━━━ Recorded information
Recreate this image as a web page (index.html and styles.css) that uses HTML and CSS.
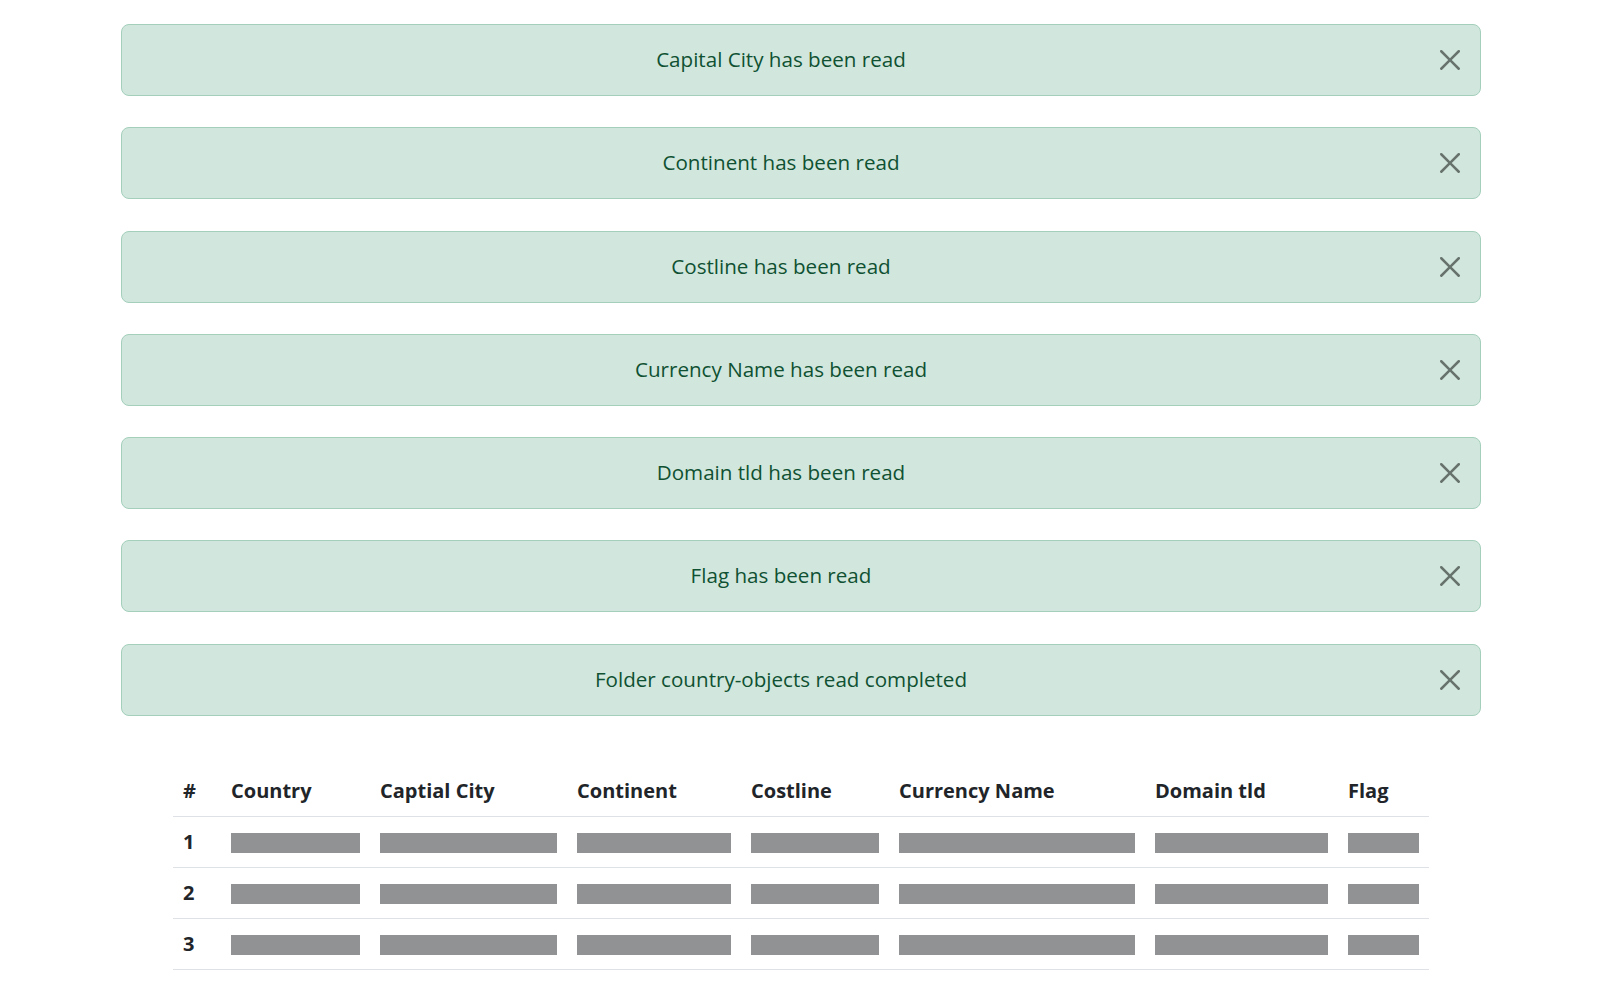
FILE: index.html
```html
<!DOCTYPE html>
<html lang="en">
<head>
<meta charset="utf-8">
<title>Country objects</title>
<link rel="stylesheet" href="styles.css">
</head>
<body>
<div class="container">
  <div class="alerts">
    <div class="alert"><span>Capital City has been read</span><button class="btn-close" aria-label="Close"><svg viewBox="0 0 16 16" width="20" height="20"><path d="M.293.293a1 1 0 0 1 1.414 0L8 6.586 14.293.293a1 1 0 1 1 1.414 1.414L9.414 8l6.293 6.293a1 1 0 0 1-1.414 1.414L8 9.414l-6.293 6.293a1 1 0 0 1-1.414-1.414L6.586 8 .293 1.707a1 1 0 0 1 0-1.414z"/></svg></button></div>
    <div class="alert"><span>Continent has been read</span><button class="btn-close" aria-label="Close"><svg viewBox="0 0 16 16" width="20" height="20"><path d="M.293.293a1 1 0 0 1 1.414 0L8 6.586 14.293.293a1 1 0 1 1 1.414 1.414L9.414 8l6.293 6.293a1 1 0 0 1-1.414 1.414L8 9.414l-6.293 6.293a1 1 0 0 1-1.414-1.414L6.586 8 .293 1.707a1 1 0 0 1 0-1.414z"/></svg></button></div>
    <div class="alert"><span>Costline has been read</span><button class="btn-close" aria-label="Close"><svg viewBox="0 0 16 16" width="20" height="20"><path d="M.293.293a1 1 0 0 1 1.414 0L8 6.586 14.293.293a1 1 0 1 1 1.414 1.414L9.414 8l6.293 6.293a1 1 0 0 1-1.414 1.414L8 9.414l-6.293 6.293a1 1 0 0 1-1.414-1.414L6.586 8 .293 1.707a1 1 0 0 1 0-1.414z"/></svg></button></div>
    <div class="alert"><span>Currency Name has been read</span><button class="btn-close" aria-label="Close"><svg viewBox="0 0 16 16" width="20" height="20"><path d="M.293.293a1 1 0 0 1 1.414 0L8 6.586 14.293.293a1 1 0 1 1 1.414 1.414L9.414 8l6.293 6.293a1 1 0 0 1-1.414 1.414L8 9.414l-6.293 6.293a1 1 0 0 1-1.414-1.414L6.586 8 .293 1.707a1 1 0 0 1 0-1.414z"/></svg></button></div>
    <div class="alert"><span>Domain tld has been read</span><button class="btn-close" aria-label="Close"><svg viewBox="0 0 16 16" width="20" height="20"><path d="M.293.293a1 1 0 0 1 1.414 0L8 6.586 14.293.293a1 1 0 1 1 1.414 1.414L9.414 8l6.293 6.293a1 1 0 0 1-1.414 1.414L8 9.414l-6.293 6.293a1 1 0 0 1-1.414-1.414L6.586 8 .293 1.707a1 1 0 0 1 0-1.414z"/></svg></button></div>
    <div class="alert"><span>Flag has been read</span><button class="btn-close" aria-label="Close"><svg viewBox="0 0 16 16" width="20" height="20"><path d="M.293.293a1 1 0 0 1 1.414 0L8 6.586 14.293.293a1 1 0 1 1 1.414 1.414L9.414 8l6.293 6.293a1 1 0 0 1-1.414 1.414L8 9.414l-6.293 6.293a1 1 0 0 1-1.414-1.414L6.586 8 .293 1.707a1 1 0 0 1 0-1.414z"/></svg></button></div>
    <div class="alert"><span>Folder country-objects read completed</span><button class="btn-close" aria-label="Close"><svg viewBox="0 0 16 16" width="20" height="20"><path d="M.293.293a1 1 0 0 1 1.414 0L8 6.586 14.293.293a1 1 0 1 1 1.414 1.414L9.414 8l6.293 6.293a1 1 0 0 1-1.414 1.414L8 9.414l-6.293 6.293a1 1 0 0 1-1.414-1.414L6.586 8 .293 1.707a1 1 0 0 1 0-1.414z"/></svg></button></div>
  </div>

  <table class="table">
    <colgroup>
      <col class="c-num"><col class="c-country"><col class="c-capital"><col class="c-continent"><col class="c-coast"><col class="c-currency"><col class="c-domain"><col class="c-flag">
    </colgroup>
    <thead>
      <tr><th>#</th><th>Country</th><th>Captial City</th><th>Continent</th><th>Costline</th><th>Currency Name</th><th>Domain tld</th><th>Flag</th></tr>
    </thead>
    <tbody>
      <tr><th>1</th><td><span class="ph"></span></td><td><span class="ph"></span></td><td><span class="ph"></span></td><td><span class="ph"></span></td><td><span class="ph"></span></td><td><span class="ph"></span></td><td><span class="ph"></span></td></tr>
      <tr><th>2</th><td><span class="ph"></span></td><td><span class="ph"></span></td><td><span class="ph"></span></td><td><span class="ph"></span></td><td><span class="ph"></span></td><td><span class="ph"></span></td><td><span class="ph"></span></td></tr>
      <tr><th>3</th><td><span class="ph"></span></td><td><span class="ph"></span></td><td><span class="ph"></span></td><td><span class="ph"></span></td><td><span class="ph"></span></td><td><span class="ph"></span></td><td><span class="ph"></span></td></tr>
    </tbody>
  </table>
</div>
</body>
</html>
```

FILE: styles.css
```css
html, body {
  margin: 0;
  padding: 0;
  background: #ffffff;
}

body {
  font-family: "Open Sans", "Noto Sans", "Liberation Sans", sans-serif;
  font-size: 20px;
  line-height: 30px;
  color: #212529;
}

.container {
  width: 1360px;
  margin: 0 auto;
  padding-top: 24px;
}

.alerts {
  display: flex;
  flex-direction: column;
  gap: 31.3px;
}

.alert {
  position: relative;
  box-sizing: border-box;
  height: 72px;
  padding: 19px 60px 21px 20px;
  border: 1px solid #a3cfbb;
  border-radius: 8px;
  background: #d1e7dd;
  color: #0f5132;
  text-align: center;
  font-size: 20.6px;
  line-height: 30px;
}

.btn-close {
  position: absolute;
  right: 20px;
  top: 50%;
  transform: translateY(-50%);
  width: 20px;
  height: 20px;
  padding: 0;
  border: 0;
  background: transparent;
  opacity: 0.5;
  cursor: pointer;
}

.btn-close svg {
  display: block;
  fill: #000000;
}

.table {
  width: 1256px;
  margin: 50.5px auto 0;
  border-collapse: collapse;
  table-layout: fixed;
}

.c-num { width: 48px; }
.c-country { width: 149px; }
.c-capital { width: 197px; }
.c-continent { width: 174px; }
.c-coast { width: 148px; }
.c-currency { width: 256px; }
.c-domain { width: 193px; }
.c-flag { width: 91px; }

.table th,
.table td {
  padding: 10px;
  border-bottom: 1px solid #dee2e6;
  text-align: left;
  line-height: 30px;
  font-weight: 400;
}

.table th {
  font-weight: 700;
}

.table thead th {
  vertical-align: bottom;
}

.ph {
  display: inline-block;
  width: 100%;
  min-height: 20px;
  vertical-align: middle;
  position: relative;
  top: -1px;
  background: currentColor;
  opacity: 0.5;
}
```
━━━━━━
§ **Requirement**: Pick out the lines above containing the word "index", then copy them.

§ **Solved problem**:
Recreate this image as a web page (index.html and styles.css) that uses HTML and CSS.
FILE: index.html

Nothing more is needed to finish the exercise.